Create parquet file directory from CSV file in R
Asked Answered
E

2

6

I'm running into more and more situations where I need out-of-memory (OOM) approaches to data analytics in R. I am familiar with other OOM approaches, like sparklyr and DBI but I recently came across arrow and would like to explore it more.

The problem is that the flat files I typically work with are sufficiently large that they cannot be read into R without help. So, I would ideally prefer a way to make the conversion without actually need to read the dataset into R in the first place.

Any help you can provide would be much appreciated!

Empathize answered 19/3, 2021 at 15:17 Comment(0)
B
7

arrow::open_dataset() can work on a directory of files and query them without reading everything into memory. If you do want to rewrite the data into multiple files, potentially partitioned by one or more columns in the data, you can pass the Dataset object to write_dataset().

One (temporary) caveat: as of {arrow} 3.0.0, open_dataset() only accepts a directory, not a single file path. We plan to accept a single file path or list of discrete file paths in the next release (see issue), but for now if you need to read only a single file that is in a directory with other non-data files, you'll need to move/symlink it into a new directory and open that.

Bess answered 19/3, 2021 at 15:49 Comment(0)
F
2

You can do it in this way:

library(arrow)
library(dplyr)
 
csv_file <- "obs.csv"
dest <- "obs_parquet/" 

sch = arrow::schema(checklist_id = float32(),
                    species_code = string())

csv_stream <- open_dataset(csv_file, format = "csv", 
                           schema = sch, skip_rows = 1)

write_dataset(csv_stream, dest, format = "parquet", 
              max_rows_per_file=1000000L,
              hive_style = TRUE,
              existing_data_behavior = "overwrite")

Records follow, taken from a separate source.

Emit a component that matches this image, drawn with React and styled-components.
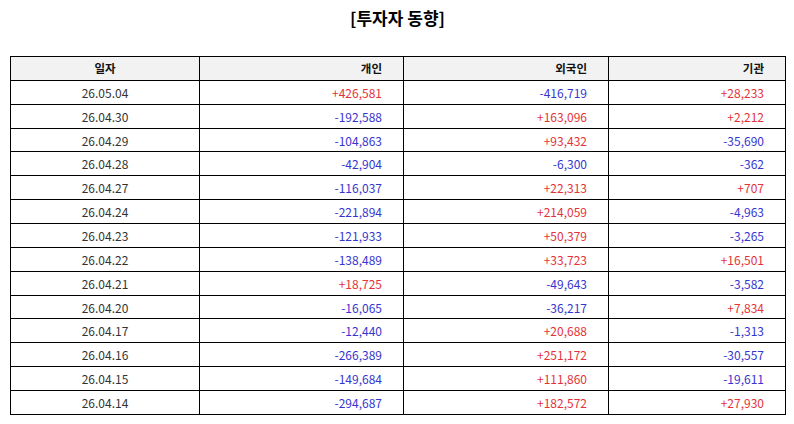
import React from "react";
import styled, { createGlobalStyle } from "styled-components";

const rows = [
  ["26.05.04", "+426,581", "-416,719", "+28,233"],
  ["26.04.30", "-192,588", "+163,096", "+2,212"],
  ["26.04.29", "-104,863", "+93,432", "-35,690"],
  ["26.04.28", "-42,904", "-6,300", "-362"],
  ["26.04.27", "-116,037", "+22,313", "+707"],
  ["26.04.24", "-221,894", "+214,059", "-4,963"],
  ["26.04.23", "-121,933", "+50,379", "-3,265"],
  ["26.04.22", "-138,489", "+33,723", "+16,501"],
  ["26.04.21", "+18,725", "-49,643", "-3,582"],
  ["26.04.20", "-16,065", "-36,217", "+7,834"],
  ["26.04.17", "-12,440", "+20,688", "-1,313"],
  ["26.04.16", "-266,389", "+251,172", "-30,557"],
  ["26.04.15", "-149,684", "+111,860", "-19,611"],
  ["26.04.14", "-294,687", "+182,572", "+27,930"],
];

const GlobalStyle = createGlobalStyle`
  body {
    margin: 0;
    background: #fff;
    font-family: "Noto Sans CJK KR", "Noto Sans", sans-serif;
  }
`;

const Page = styled.div`
  padding: 0 9px 0 10px;
`;

const Title = styled.h2`
  margin: 0;
  height: 56px;
  padding-top: 6px;
  box-sizing: border-box;
  text-align: center;
  font-size: 17px;
  font-weight: 700;
  color: #000;
  line-height: 24px;
`;

const Table = styled.table`
  width: 775px;
  border-collapse: collapse;
  table-layout: fixed;
  font-size: 12px;
`;

const Row = styled.tr`
  height: 23.87px;
`;

const Head = styled.th`
  background: #f2f2f2;
  border: 1px solid #000;
  font-weight: 700;
  font-size: 11.5px;
  color: #111;
  padding: 0 21px;
  text-align: ${(p) => (p.$center ? "center" : "right")};
`;

const Cell = styled.td`
  border: 1px solid #000;
  padding: 0 21px;
  color: ${(p) => (p.$sign === "+" ? "#e53238" : p.$sign === "-" ? "#3535d0" : "#333")};
  text-align: ${(p) => (p.$center ? "center" : "right")};
`;

export default function App() {
  return (
    <>
      <GlobalStyle />
      <Page>
        <Title>[투자자 동향]</Title>
        <Table>
          <colgroup>
            <col style={{ width: 189 }} />
            <col style={{ width: 204 }} />
            <col style={{ width: 205 }} />
            <col style={{ width: 177 }} />
          </colgroup>
          <thead>
            <Row>
              <Head $center>일자</Head>
              <Head>개인</Head>
              <Head>외국인</Head>
              <Head>기관</Head>
            </Row>
          </thead>
          <tbody>
            {rows.map(([date, ...vals]) => (
              <Row key={date}>
                <Cell $center>{date}</Cell>
                {vals.map((v, i) => (
                  <Cell key={i} $sign={v[0]}>
                    {v}
                  </Cell>
                ))}
              </Row>
            ))}
          </tbody>
        </Table>
      </Page>
    </>
  );
}
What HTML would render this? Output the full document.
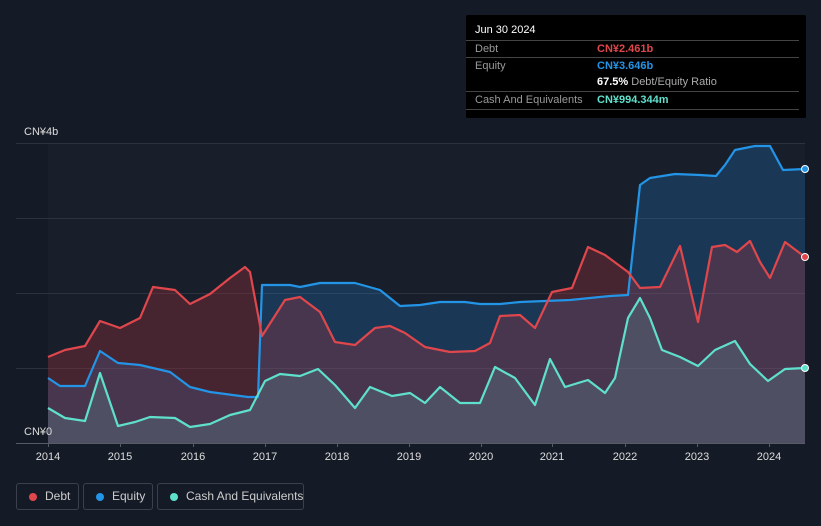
<!DOCTYPE html>
<html><head><meta charset="utf-8"><style>
body{margin:0;background:#151b26;width:821px;height:526px;overflow:hidden;font-family:"Liberation Sans",sans-serif;}
.tt{position:absolute;left:466px;top:15px;width:340px;height:103px;background:#000;border-radius:2px;}
.tt .h{position:absolute;left:9px;top:9px;color:#fff;font-size:11px;}
.row{position:absolute;left:0;width:333px;border-top:1px solid #444;font-size:11px;height:17px;}
.row .l{position:absolute;left:9px;top:2px;color:#999;}
.row .v{position:absolute;left:131px;top:2px;font-weight:bold;}
.lg{position:absolute;top:483px;height:27px;border:1px solid #3a414c;border-radius:3px;color:#ccc;font-size:12px;line-height:25px;box-sizing:border-box;white-space:nowrap;}
.lg i{position:absolute;top:9px;width:8px;height:8px;border-radius:50%;}
</style></head><body>
<svg width="821" height="526" style="position:absolute;left:0;top:0">
<rect x="48" y="143" width="757" height="300" fill="#181f2b"/>
<g stroke="#2c333e" stroke-width="1">
<line x1="16" y1="143.5" x2="805" y2="143.5"/><line x1="16" y1="218.5" x2="805" y2="218.5"/>
<line x1="16" y1="293.5" x2="805" y2="293.5"/><line x1="16" y1="368.5" x2="805" y2="368.5"/>
</g>
<polygon fill="rgba(33,130,210,0.25)" points="48,443 48,378 60,386 85,386 100,351 118,363 140,365 170,372 190,387 210,392 248,397 258,397 262,285 290,285 300,287 320,283 355,283 380,290 400,306 420,305 440,302 465,302 480,304 500,304 520,302 545,301 570,300 590,298 610,296 628,295 640,185 650,178 675,174 700,175 716,176 725,165 735,150 755,146 770,146 783,170 805,169 805,443"/>
<polygon fill="rgba(190,50,60,0.28)" points="48,443 48,357 65,350 85,346 100,321 120,328 140,318 153,287 175,290 190,304 210,294 230,278 245,267 250,272 262,336 285,300 300,297 320,312 335,342 355,345 375,328 390,326 405,333 425,347 450,352 475,351 490,343 500,316 520,315 535,328 552,292 572,288 588,247 605,255 628,272 640,288 660,287 680,246 698,322 712,247 725,245 737,252 750,241 760,262 770,278 785,242 805,257 805,443"/>
<polygon fill="rgba(100,140,150,0.3)" points="48,443 48,408 65,418 85,421 100,373 118,426 135,422 150,417 175,418 190,427 210,424 230,415 250,410 265,381 280,374 300,376 318,369 335,385 355,408 370,387 392,396 410,393 425,403 440,387 460,403 480,403 495,367 515,378 535,405 550,359 565,387 588,380 605,393 615,378 628,318 640,298 650,318 662,350 680,357 698,366 715,350 735,341 750,364 768,381 785,369 805,368 805,443"/>
<g fill="none" stroke-width="2.2" stroke-linejoin="round">
<polyline stroke="#2394e6" points="48,378 60,386 85,386 100,351 118,363 140,365 170,372 190,387 210,392 248,397 258,397 262,285 290,285 300,287 320,283 355,283 380,290 400,306 420,305 440,302 465,302 480,304 500,304 520,302 545,301 570,300 590,298 610,296 628,295 640,185 650,178 675,174 700,175 716,176 725,165 735,150 755,146 770,146 783,170 805,169"/>
<polyline stroke="#e0474c" points="48,357 65,350 85,346 100,321 120,328 140,318 153,287 175,290 190,304 210,294 230,278 245,267 250,272 262,336 285,300 300,297 320,312 335,342 355,345 375,328 390,326 405,333 425,347 450,352 475,351 490,343 500,316 520,315 535,328 552,292 572,288 588,247 605,255 628,272 640,288 660,287 680,246 698,322 712,247 725,245 737,252 750,241 760,262 770,278 785,242 805,257"/>
<polyline stroke="#5fe0cc" points="48,408 65,418 85,421 100,373 118,426 135,422 150,417 175,418 190,427 210,424 230,415 250,410 265,381 280,374 300,376 318,369 335,385 355,408 370,387 392,396 410,393 425,403 440,387 460,403 480,403 495,367 515,378 535,405 550,359 565,387 588,380 605,393 615,378 628,318 640,298 650,318 662,350 680,357 698,366 715,350 735,341 750,364 768,381 785,369 805,368"/>
</g>
<circle cx="805" cy="169" r="3.5" fill="#2394e6" stroke="#fff" stroke-width="1"/>
<circle cx="805" cy="257" r="3.5" fill="#e0474c" stroke="#fff" stroke-width="1"/>
<circle cx="805" cy="368" r="3.5" fill="#5fe0cc" stroke="#fff" stroke-width="1"/>
<line x1="16" y1="443.5" x2="805" y2="443.5" stroke="#555c66"/>
<g stroke="#555c66"><line x1="48.5" y1="443" x2="48.5" y2="447"/><line x1="120.5" y1="443" x2="120.5" y2="447"/><line x1="193.5" y1="443" x2="193.5" y2="447"/><line x1="265.5" y1="443" x2="265.5" y2="447"/><line x1="337.5" y1="443" x2="337.5" y2="447"/><line x1="409.5" y1="443" x2="409.5" y2="447"/><line x1="481.5" y1="443" x2="481.5" y2="447"/><line x1="552.5" y1="443" x2="552.5" y2="447"/><line x1="625.5" y1="443" x2="625.5" y2="447"/><line x1="697.5" y1="443" x2="697.5" y2="447"/><line x1="769.5" y1="443" x2="769.5" y2="447"/></g>
<g fill="#ddd" font-size="11" text-anchor="middle" font-family="Liberation Sans">
<text x="48" y="460">2014</text><text x="120" y="460">2015</text><text x="193" y="460">2016</text><text x="265" y="460">2017</text><text x="337" y="460">2018</text><text x="409" y="460">2019</text><text x="481" y="460">2020</text><text x="552" y="460">2021</text><text x="625" y="460">2022</text><text x="697" y="460">2023</text><text x="769" y="460">2024</text>
</g>
<text x="24" y="135" fill="#ddd" font-size="11" font-family="Liberation Sans">CN¥4b</text>
<text x="24" y="435" fill="#ddd" font-size="11" font-family="Liberation Sans">CN¥0</text>
</svg>
<div class="tt">
<div class="h">Jun 30 2024</div>
<div class="row" style="top:25px"><span class="l">Debt</span><span class="v" style="color:#e0474c">CN¥2.461b</span></div>
<div class="row" style="top:42px"><span class="l">Equity</span><span class="v" style="color:#2394e6">CN¥3.646b</span></div>
<div class="row" style="top:59px;border-top:none"><span class="v" style="color:#fff">67.5% <span style="color:#aaa;font-weight:normal">Debt/Equity Ratio</span></span></div>
<div class="row" style="top:76px"><span class="l">Cash And Equivalents</span><span class="v" style="color:#5fe0cc">CN¥994.344m</span></div>
<div class="row" style="top:94px;height:0"></div>
</div>
<div class="lg" style="left:16px;width:63px"><i style="left:12px;background:#e0474c"></i><span style="position:absolute;left:28px">Debt</span></div>
<div class="lg" style="left:83px;width:70px"><i style="left:12px;background:#2394e6"></i><span style="position:absolute;left:28px">Equity</span></div>
<div class="lg" style="left:157px;width:147px"><i style="left:12px;background:#5fe0cc"></i><span style="position:absolute;left:28px">Cash And Equivalents</span></div>
</body></html>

In my case (56GB csv file), I had a really weird situation with the resulting parquet tables, so double check your parquet tables to spot any funky new rows that didn't exist in the original csv. I filed a bug report about it:

https://issues.apache.org/jira/browse/ARROW-17432

If you also experience the same issue, use the Python Arrow library to convert the csv into parquet and then load it into R. The code is also in the Jira ticket.